Good Sunday morning. Thanks for reading Playbook. Drop us a line: Rachael Bade, Eugene Daniels, Ryan Lizza.

SUNDAY BEST …

— Sen. CHRIS COONS (D-Del.) on Biden’s electability, on ABC’s “This Week”: “I think he’s the only Democrat who can beat Donald Trump. … [In the 2022 midterms, Biden] said, ‘Chris, have confidence in the American people. They’re seeing this clearly.’ He was right. I was wrong. We won those midterms decisively.” (Fact check: Democrats literally lost the House.)

— Sen. JOHN BARRASSO (R-Wyo.) on Biden’s fitness for office, on Fox News’ “Sunday Morning Futures”: “My concern right now … is not just all the Americans who watched this debate. It’s what foreign leaders, our enemies, saw in that debate in China, Russia, Iran, North Korea. Right now, are they thinking, ‘This is our moment of opportunity’? … [If Democrats replace him,] you’re stuck with KAMALA HARRIS, the vice president, who actually I think would be worse than Joe Biden.”
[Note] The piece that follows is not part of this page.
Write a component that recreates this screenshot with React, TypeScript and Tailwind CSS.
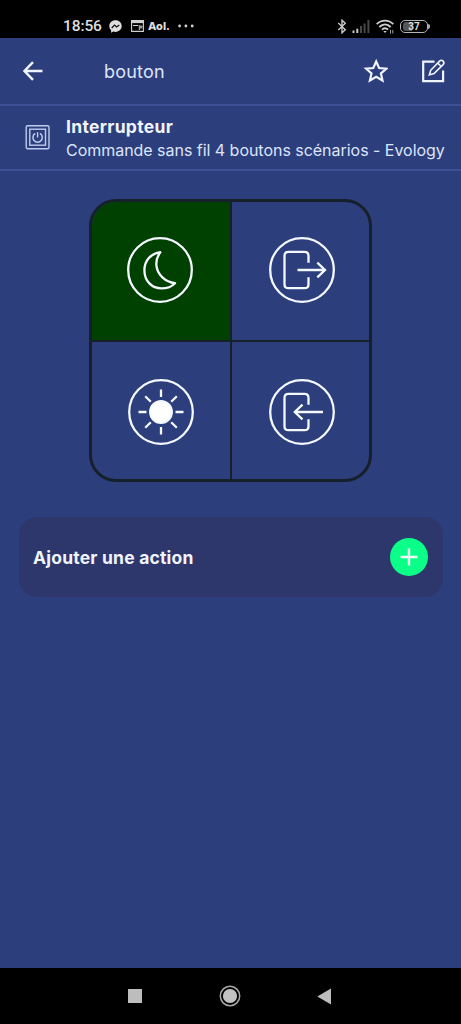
import type { ReactNode } from 'react';

function StatusBar() {
  return (
    <header className="flex h-[38px] shrink-0 items-end justify-between bg-black pr-[31px] pb-[3px] pl-[63px] text-[#dedede]">
      <div className="flex h-[18px] items-center">
        <span className="w-[46px] font-['Roboto'] text-[15.5px] leading-[18px] font-medium tracking-[-0.1px] whitespace-nowrap">18:56</span>
        <svg className="h-[13px] w-[13px]" viewBox="0 0 13 13">
          <path d="M6.5.3C2.8.3.3 2.8.3 6.1c0 1.8.7 3.2 1.8 4.2v2.4l2.2-1.1c.7.2 1.4.3 2.2.3 3.7 0 6.2-2.6 6.2-5.8S10.2.3 6.5.3z" fill="#dedede" />
          <path d="m2.7 8 2.8-2.9L7.6 7l2.7-2" fill="none" stroke="#111" strokeWidth="1.3" />
        </svg>
        <svg className="ml-[9px] h-[12px] w-[13px]" viewBox="0 0 13 12" fill="none" stroke="#cfcfcf">
          <path d="M.6.6h11.8v10.8H.6z" strokeWidth="1.1" />
          <path d="M0 1.9h13" strokeWidth="2.4" />
          <path d="M2 5.5h5M8.3 5v5" strokeWidth="1" />
          <path d="M9 7h2.5" strokeWidth="3" stroke="#999" />
        </svg>
        <span className="ml-[4px] w-[30px] font-['Inter'] text-[11px] leading-[18px] font-extrabold whitespace-nowrap">Aol.</span>
        <svg className="h-[4px] w-[16px]" viewBox="0 0 16 4" fill="#d0d0d0">
          <circle cx="1.6" cy="2" r="1.4" /><circle cx="7.9" cy="2" r="1.4" /><circle cx="14.2" cy="2" r="1.4" />
        </svg>
      </div>
      <div className="flex h-[18px] items-center">
        <svg className="h-[15px] w-[10px]" viewBox="0 0 10 15" fill="none" stroke="#c8c8c8" strokeWidth="1.4">
          <path d="m1.3 4 7 6.7L5 13.8V1.2l3.3 3.1-7 6.7" />
        </svg>
        <svg className="ml-[5px] h-[13px] w-[18px]" viewBox="0 0 18 13" strokeWidth="2">
          <path d="M1.5 10.5V13M5.3 8.7V13" stroke="#c8c8c8" />
          <path d="M9 6.1V13M12.6 3.4V13M16.4 0v13" stroke="#494949" />
        </svg>
        <svg className="ml-[6px] h-[15px] w-[18px]" viewBox="0 0 18 15" fill="none" stroke="#cfcfcf" strokeWidth="1.9">
          <path d="M.7 5.2C5.5.4 12.5.4 17.3 5.2M3.3 8c3.5-3.5 7.9-3.5 11.4 0M5.9 10.6c2-1.9 4.2-1.9 6.2 0" />
          <path d="m7.3 12.1 1.7 1.8 1.7-1.8z" fill="#cfcfcf" stroke="none" />
          <path d="M14.5 11v3.5M16.8 11v3.5" strokeWidth=".8" />
        </svg>
        <div className="ml-[6px] flex h-[13px] w-[28px] items-center justify-center rounded-[5px] border-[1.5px] border-[#b5b5b5]">
          <div className="flex h-[9px] w-[22px] items-center justify-center rounded-[3px] bg-gradient-to-r from-[#555] from-40% to-black to-40% font-['Roboto'] text-[10px] leading-[9px] font-bold">37</div>
        </div>
        <div className="h-[5px] w-[2px] rounded-r bg-[#aaa]" />
      </div>
    </header>
  );
}

function SceneIcon({ children }: { children: ReactNode }) {
  return (
    <svg className="h-[68px] w-[68px] shrink-0" viewBox="-34 -34 68 68" fill="none" stroke="#f4f8ff" strokeWidth="2.3" strokeLinecap="round" strokeLinejoin="round">
      <circle r="31.8" />
      {children}
    </svg>
  );
}

export default function App() {
  return (
    <main className="flex h-[1024px] w-[461px] flex-col overflow-hidden bg-[#2d3e7c] font-['Inter','Noto_Sans',sans-serif] text-[#f0f4ff]">
      <StatusBar />
      <nav className="flex h-[68px] shrink-0 items-center border-b-2 border-[#3e5095] pl-[23px]">
        <svg className="h-[20px] w-[20px]" viewBox="0 0 20 20" fill="none" stroke="currentColor" strokeWidth="2.4">
          <path d="M19.5 10H2M10 1.2 1.5 10l8.5 8.8" />
        </svg>
        <h1 className="ml-[61px] w-[258px] pt-[2px] text-[18px] leading-[24px] font-normal tracking-[0.2px] text-[#dce5fc]">bouton</h1>
        <svg className="h-[26px] w-[26px]" viewBox="0 0 26 26" fill="none" stroke="currentColor" strokeWidth="2.2">
          <path d="m14.2 3.5 2.9 6.5 7.2.7-5.4 4.8 1.6 7-6.3-3.7-6.3 3.7 1.6-7-5.4-4.8 7.2-.7z" />
        </svg>
        <svg className="ml-[32px] h-[26px] w-[26px]" viewBox="0 0 26 26" fill="none" stroke="currentColor" strokeWidth="2.2">
          <path d="M14.5 3.7H3.2v19.4h19.9V12.5" />
          <path d="m9.3 16.9 1.4-4.6 8.9-9.2c1.2-1.2 2.5-1 3.5 0s1.1 2.3 0 3.5l-9.1 9zM17.7 5l3.5 3.5" strokeWidth="1.6" />
        </svg>
      </nav>
      <section className="flex h-[65px] shrink-0 items-center border-b-2 border-[#3e5095] pl-[25px]">
        <svg className="mb-px h-[26px] w-[26px]" viewBox="0 0 26 26" fill="none" stroke="#bdcbed" strokeWidth="1.4">
          <rect x="1.2" y="1.7" width="22.8" height="23" rx="1.5" />
          <rect x="4.8" y="5.2" width="15.7" height="16" />
          <path d="M10.2 9.4a4.7 4.7 0 1 0 4.8 0M12.6 8.2v5.2" strokeWidth="1.5" />
        </svg>
        <div className="ml-[15px] pt-px whitespace-nowrap">
          <h2 className="text-[17.5px] leading-[24px] font-bold tracking-[0.3px]">Interrupteur</h2>
          <p className="text-[16px] leading-[22px] tracking-[-0.03px] text-[#dce5fc]">Commande sans fil 4 boutons scénarios - Evology</p>
        </div>
      </section>
      <section className="mt-[28px] ml-[89px] grid h-[283px] w-[283px] shrink-0 grid-cols-[140px_1fr] grid-rows-[140px_1fr] overflow-hidden rounded-[27px] border-3 border-[#15202b]">
        <div className="flex items-center justify-center border-r-2 border-b-2 border-[#15202b] bg-[#004000] pr-[2px] pb-[2px]">
          <SceneIcon><path d="M.3-17.8C-9.6-16.4-15.6-9-15.6.2c0 11 7.6 18.2 17 18.2 5.6 0 10.4-1.8 13.6-5.2C5.4 12-2.8 4.8-3.6-4.6c-.4-5 1-9.3 3.9-13.2z" /></SceneIcon>
        </div>
        <div className="flex items-center justify-center border-b-2 border-[#15202b] pb-[2px] pl-[3px]">
          <SceneIcon><path d="M6.5-7.3v-6.8q0-4-4-4h-16q-4 0-4 4v28.3q0 4 4 4h16q4 0 4-4V7.3M-4.5 0H22M15.3-7.3 23 0l-7.7 7.3" strokeLinecap="butt" strokeLinejoin="miter" /></SceneIcon>
        </div>
        <div className="flex items-center justify-center border-r-2 border-[#15202b] pt-[2px]">
          <SceneIcon>
            <circle r="10.8" fill="#fff" />
            <path d="M0-22.5v7.5M0 15v7.5M-22.5 0h8M14.5 0h8M-15.8-15.8l5.6 5.6M10.2 10.2l5.6 5.6M-15.8 15.8l5.6-5.6M10.2-10.2l5.6-5.6" strokeLinecap="butt" />
          </SceneIcon>
        </div>
        <div className="flex items-center justify-center pt-[2px] pl-[3px]">
          <SceneIcon><path d="M6.5-7.3v-6.8q0-4-4-4h-16q-4 0-4 4v28.3q0 4 4 4h16q4 0 4-4V7.3M21 0H-6.5M.5-7.3-7.2 0 .5 7.3" strokeLinecap="butt" strokeLinejoin="miter" /></SceneIcon>
        </div>
      </section>
      <section className="mt-[35px] ml-[19px] flex h-[80px] w-[424px] shrink-0 items-center justify-between rounded-[18px] bg-[#2d376b] pr-[15px] pl-[14px]">
        <span className="pt-[2px] text-[17.5px] leading-[24px] font-bold tracking-[0.2px]">Ajouter une action</span>
        <button aria-label="Ajouter" className="flex h-[38px] w-[38px] items-center justify-center rounded-full bg-[#0bff88]">
          <svg className="h-[18px] w-[18px]" viewBox="0 0 18 18" stroke="#effff5" strokeWidth="2.4"><path d="M9 .5v17M.5 9h17" /></svg>
        </button>
      </section>
      <footer className="mt-auto flex h-[56px] shrink-0 items-center bg-black pl-[128px]">
        <div className="h-[14px] w-[14px] bg-[#bdbdbd]" />
        <svg className="ml-[77px] h-[22px] w-[22px]" viewBox="0 0 22 22"><circle cx="11" cy="11" r="9.7" fill="none" stroke="#aaa" strokeWidth="1.5" /><circle cx="11" cy="11" r="7.1" fill="#c2c2c2" /></svg>
        <svg className="ml-[76px] h-[17px] w-[14px]" viewBox="0 0 14 17"><path d="M14 .5v16L.3 8.5z" fill="#bdbdbd" /></svg>
      </footer>
    </main>
  );
}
— North Dakota Gov. DOUG BURGUM on his former comment that American women were “unsafe” before Roe v. Wade, on NBC’s “Meet the Press”: “That was a comment from over eight years ago. And certainly I’ve evolved in that position. … The states are going to be different. And I have been clear that I’m opposed to [a] federal abortion ban. I’m aligned with President Trump on that, and this is something that has to be left to the states.”

— ANTHONY FAUCI on STEVE BANNON claiming that his call for Fauci to be beheaded was just a “figure of speech,” on “This Week”: “Yeah, that’s nonsense — ‘figure of speech.’ Words matter, and he thinks it’s [a] figure of speech. And then you have maybe one out of 500 out there who’s a wacko, who doesn’t think it’s a figure of speech, and thinks it’s a mandate to go ahead and do something.”

TOP-EDS: A roundup of the week’s must-read opinion pieces.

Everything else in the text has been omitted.